» Goal of the exercise: Give all the lines below again, exactly, with no pictures.

╭─ Material

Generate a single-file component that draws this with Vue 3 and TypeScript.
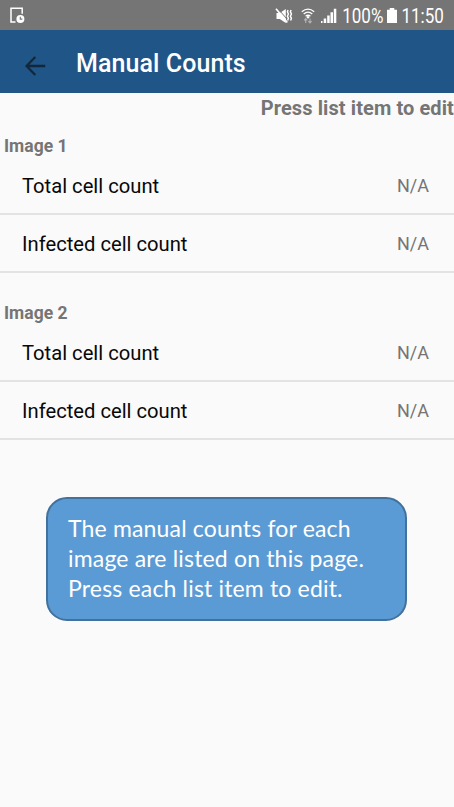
<script setup lang="ts">
interface CountItem {
  label: string
  value: string
}

interface ImageSection {
  title: string
  items: CountItem[]
}

const sections: ImageSection[] = [1, 2].map((n) => ({
  title: `Image ${n}`,
  items: [
    { label: 'Total cell count', value: 'N/A' },
    { label: 'Infected cell count', value: 'N/A' },
  ],
}))

const calloutLines: string[] = [
  'The manual counts for each',
  'image are listed on this page.',
  'Press each list item to edit.',
]
</script>

<template>
  <div class="screen">
    <div class="status">
      <svg class="doc" width="16" height="17" viewBox="0 0 16 17">
        <path d="M5.5 15H1V1.300h11.200v5.500" fill="none" stroke="#fff" stroke-width="1.500" />
        <circle cx="10.400" cy="11.900" r="4" fill="#fff" />
        <path d="M10.300 9.700v2.400h2" fill="none" stroke="#757575" stroke-width="1.100" />
      </svg>
      <div class="tray">
        <svg class="mute" width="18" height="16" viewBox="0 0 18 16">
          <path d="M1.500 5h3.300L10.800 1v14L4.800 11H1.500z" fill="#fff" />
          <path d="M3 .8L13 12.200" stroke="#757575" stroke-width="1" />
          <path d="M1 .8L12.300 14.500" stroke="#fff" stroke-width="1.700" />
          <path d="M13 2l-.6 1.800 1 2.200-1 2.200 1 2.200-.8 2.200M16 2l-.6 1.800 1 2.200-1 2.200 1 2.200-.8 2.200" fill="none" stroke="#fff" stroke-width="1.500" />
        </svg>
        <svg class="wifi" width="14" height="16" viewBox="0 0 14 16">
          <g fill="none" stroke="#fff" stroke-width="1.300">
            <path d="M.8 3.700Q7-1.500 13.200 3.700" />
            <path d="M2.700 6Q7 2.300 11.300 6" />
            <path d="M4.600 8.300Q7 6.200 9.400 8.300" />
          </g>
          <circle cx="7" cy="9.300" r="1.200" fill="#fff" />
          <path d="M4.700 15v-4.300M3.100 12.300l1.600-1.700 1.600 1.700M9 10.500v4.300M7.400 13.200L9 14.900l1.600-1.700" fill="none" stroke="#b4b4b4" stroke-width="1.100" />
        </svg>
        <svg class="signal" width="16" height="16" viewBox="0 0 16 16">
          <path d="M0 13h1.500v2H0zM2.700 10.500h2.500V15H2.700zM6.200 7.500h2.500V15H6.200zM9.500 4.300H12V15H9.500zM12.800 .8h2.500V15h-2.500z" fill="#fff" />
        </svg>
        <span class="percent">100%</span>
        <svg class="battery" width="10" height="15" viewBox="0 0 10 15">
          <path d="M2.700 0h4.600v1.700H10V15H0V1.700h2.700z" fill="#fff" />
        </svg>
        <span class="clock">11:50</span>
      </div>
    </div>

    <header class="appbar">
      <svg class="back" width="21" height="20" viewBox="0 0 21 20">
        <path d="M20.200 10H1.800M10.300 1L1.500 10l8.800 9" fill="none" stroke="#12273a" stroke-width="2.300" />
      </svg>
      <h1 class="title">Manual Counts</h1>
    </header>

    <main>
      <p class="hint">Press list item to edit</p>
      <section v-for="section in sections" :key="section.title" class="group">
        <h2 class="group-title">{{ section.title }}</h2>
        <div v-for="item in section.items" :key="item.label" class="row">
          <span class="label">{{ item.label }}</span>
          <span class="value">{{ item.value }}</span>
        </div>
      </section>
      <div class="callout">
        <div v-for="line in calloutLines" :key="line">{{ line }}</div>
      </div>
    </main>
  </div>
</template>

<style>
body {
  background: #fafafa;
}
</style>

<style scoped>
.screen {
  width: 454px;
  height: 807px;
  overflow: hidden;
  background: #fafafa;
  font-family: Roboto, sans-serif;
}

.status {
  display: flex;
  align-items: center;
  justify-content: space-between;
  box-sizing: border-box;
  height: 30px;
  padding: 1px 10px 0;
  background: #757575;
  color: #fff;
}

.tray {
  display: flex;
  align-items: center;
  font-size: 20px;
  line-height: 28px;
  white-space: nowrap;
}

.wifi {
  margin-left: 8px;
}

.signal {
  margin-left: 6px;
}

.percent,
.clock {
  transform: scaleX(0.85);
  transform-origin: right center;
}

.percent {
  margin-left: -2px;
}

.battery {
  margin-left: 4px;
}

.clock {
  margin-left: -3px;
}

.appbar {
  display: flex;
  align-items: center;
  box-sizing: border-box;
  height: 63px;
  padding-left: 25px;
  background: #205588;
}

.back {
  margin-top: 8px;
}

.title {
  margin: 4px 0 0 30px;
  color: #fff;
  font-size: 25px;
  font-weight: 500;
  line-height: 30px;
  letter-spacing: 0.08px;
}

.hint {
  height: 38px;
  margin: 0;
  padding-top: 3px;
  box-sizing: border-box;
  color: #757575;
  font-size: 20px;
  font-weight: 700;
  line-height: 24px;
  letter-spacing: 0.1px;
  text-align: right;
  white-space: nowrap;
}

.group {
  height: 166.5px;
}

.group-title {
  height: 26px;
  margin: 0;
  padding-left: 4px;
  color: #757575;
  font-size: 17.5px;
  font-weight: 700;
  line-height: 30px;
}

.row {
  display: flex;
  align-items: center;
  justify-content: space-between;
  box-sizing: border-box;
  height: 58px;
  padding: 2px 25px 0 22px;
  border-bottom: 2px solid #e3e3e3;
}

.label {
  color: #080808;
  font-size: 20.2px;
}

.value {
  margin-top: -1px;
  color: #757575;
  font-size: 18px;
}

.callout {
  box-sizing: border-box;
  width: 361px;
  height: 124px;
  margin: 33px 0 0 46px;
  padding: 14px 20px;
  border: 2px solid #41719c;
  border-radius: 21px;
  background: #5b9bd5;
  color: #fff;
  font-family: Lato, sans-serif;
  font-size: 23px;
  line-height: 30px;
  letter-spacing: 0.17px;
  white-space: nowrap;
}
</style>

╰─

» Result of this task:
Generate a single-file component that draws this with Vue 3 and TypeScript.
<script setup lang="ts">
interface CountItem {
  label: string
  value: string
}

interface ImageSection {
  title: string
  items: CountItem[]
}

const sections: ImageSection[] = [1, 2].map((n) => ({
  title: `Image ${n}`,
  items: [
    { label: 'Total cell count', value: 'N/A' },
    { label: 'Infected cell count', value: 'N/A' },
  ],
}))

const calloutLines: string[] = [
  'The manual counts for each',
  'image are listed on this page.',
  'Press each list item to edit.',
]
</script>

<template>
  <div class="screen">
    <div class="status">
      <svg class="doc" width="16" height="17" viewBox="0 0 16 17">
        <path d="M5.5 15H1V1.300h11.200v5.500" fill="none" stroke="#fff" stroke-width="1.500" />
        <circle cx="10.400" cy="11.900" r="4" fill="#fff" />
        <path d="M10.300 9.700v2.400h2" fill="none" stroke="#757575" stroke-width="1.100" />
      </svg>
      <div class="tray">
        <svg class="mute" width="18" height="16" viewBox="0 0 18 16">
          <path d="M1.500 5h3.300L10.800 1v14L4.800 11H1.500z" fill="#fff" />
          <path d="M3 .8L13 12.200" stroke="#757575" stroke-width="1" />
          <path d="M1 .8L12.300 14.500" stroke="#fff" stroke-width="1.700" />
          <path d="M13 2l-.6 1.800 1 2.200-1 2.200 1 2.200-.8 2.200M16 2l-.6 1.800 1 2.200-1 2.200 1 2.200-.8 2.200" fill="none" stroke="#fff" stroke-width="1.500" />
        </svg>
        <svg class="wifi" width="14" height="16" viewBox="0 0 14 16">
          <g fill="none" stroke="#fff" stroke-width="1.300">
            <path d="M.8 3.700Q7-1.500 13.200 3.700" />
            <path d="M2.700 6Q7 2.300 11.300 6" />
            <path d="M4.600 8.300Q7 6.200 9.400 8.300" />
          </g>
          <circle cx="7" cy="9.300" r="1.200" fill="#fff" />
          <path d="M4.700 15v-4.300M3.100 12.300l1.600-1.700 1.600 1.700M9 10.500v4.300M7.400 13.200L9 14.900l1.600-1.700" fill="none" stroke="#b4b4b4" stroke-width="1.100" />
        </svg>
        <svg class="signal" width="16" height="16" viewBox="0 0 16 16">
          <path d="M0 13h1.500v2H0zM2.700 10.500h2.500V15H2.700zM6.200 7.500h2.500V15H6.200zM9.500 4.300H12V15H9.500zM12.800 .8h2.500V15h-2.500z" fill="#fff" />
        </svg>
        <span class="percent">100%</span>
        <svg class="battery" width="10" height="15" viewBox="0 0 10 15">
          <path d="M2.700 0h4.600v1.700H10V15H0V1.700h2.700z" fill="#fff" />
        </svg>
        <span class="clock">11:50</span>
      </div>
    </div>

    <header class="appbar">
      <svg class="back" width="21" height="20" viewBox="0 0 21 20">
        <path d="M20.200 10H1.800M10.300 1L1.500 10l8.800 9" fill="none" stroke="#12273a" stroke-width="2.300" />
      </svg>
      <h1 class="title">Manual Counts</h1>
    </header>

    <main>
      <p class="hint">Press list item to edit</p>
      <section v-for="section in sections" :key="section.title" class="group">
        <h2 class="group-title">{{ section.title }}</h2>
        <div v-for="item in section.items" :key="item.label" class="row">
          <span class="label">{{ item.label }}</span>
          <span class="value">{{ item.value }}</span>
        </div>
      </section>
      <div class="callout">
        <div v-for="line in calloutLines" :key="line">{{ line }}</div>
      </div>
    </main>
  </div>
</template>

<style>
body {
  background: #fafafa;
}
</style>

<style scoped>
.screen {
  width: 454px;
  height: 807px;
  overflow: hidden;
  background: #fafafa;
  font-family: Roboto, sans-serif;
}

.status {
  display: flex;
  align-items: center;
  justify-content: space-between;
  box-sizing: border-box;
  height: 30px;
  padding: 1px 10px 0;
  background: #757575;
  color: #fff;
}

.tray {
  display: flex;
  align-items: center;
  font-size: 20px;
  line-height: 28px;
  white-space: nowrap;
}

.wifi {
  margin-left: 8px;
}

.signal {
  margin-left: 6px;
}

.percent,
.clock {
  transform: scaleX(0.85);
  transform-origin: right center;
}

.percent {
  margin-left: -2px;
}

.battery {
  margin-left: 4px;
}

.clock {
  margin-left: -3px;
}

.appbar {
  display: flex;
  align-items: center;
  box-sizing: border-box;
  height: 63px;
  padding-left: 25px;
  background: #205588;
}

.back {
  margin-top: 8px;
}

.title {
  margin: 4px 0 0 30px;
  color: #fff;
  font-size: 25px;
  font-weight: 500;
  line-height: 30px;
  letter-spacing: 0.08px;
}

.hint {
  height: 38px;
  margin: 0;
  padding-top: 3px;
  box-sizing: border-box;
  color: #757575;
  font-size: 20px;
  font-weight: 700;
  line-height: 24px;
  letter-spacing: 0.1px;
  text-align: right;
  white-space: nowrap;
}

.group {
  height: 166.5px;
}

.group-title {
  height: 26px;
  margin: 0;
  padding-left: 4px;
  color: #757575;
  font-size: 17.5px;
  font-weight: 700;
  line-height: 30px;
}

.row {
  display: flex;
  align-items: center;
  justify-content: space-between;
  box-sizing: border-box;
  height: 58px;
  padding: 2px 25px 0 22px;
  border-bottom: 2px solid #e3e3e3;
}

.label {
  color: #080808;
  font-size: 20.2px;
}

.value {
  margin-top: -1px;
  color: #757575;
  font-size: 18px;
}

.callout {
  box-sizing: border-box;
  width: 361px;
  height: 124px;
  margin: 33px 0 0 46px;
  padding: 14px 20px;
  border: 2px solid #41719c;
  border-radius: 21px;
  background: #5b9bd5;
  color: #fff;
  font-family: Lato, sans-serif;
  font-size: 23px;
  line-height: 30px;
  letter-spacing: 0.17px;
  white-space: nowrap;
}
</style>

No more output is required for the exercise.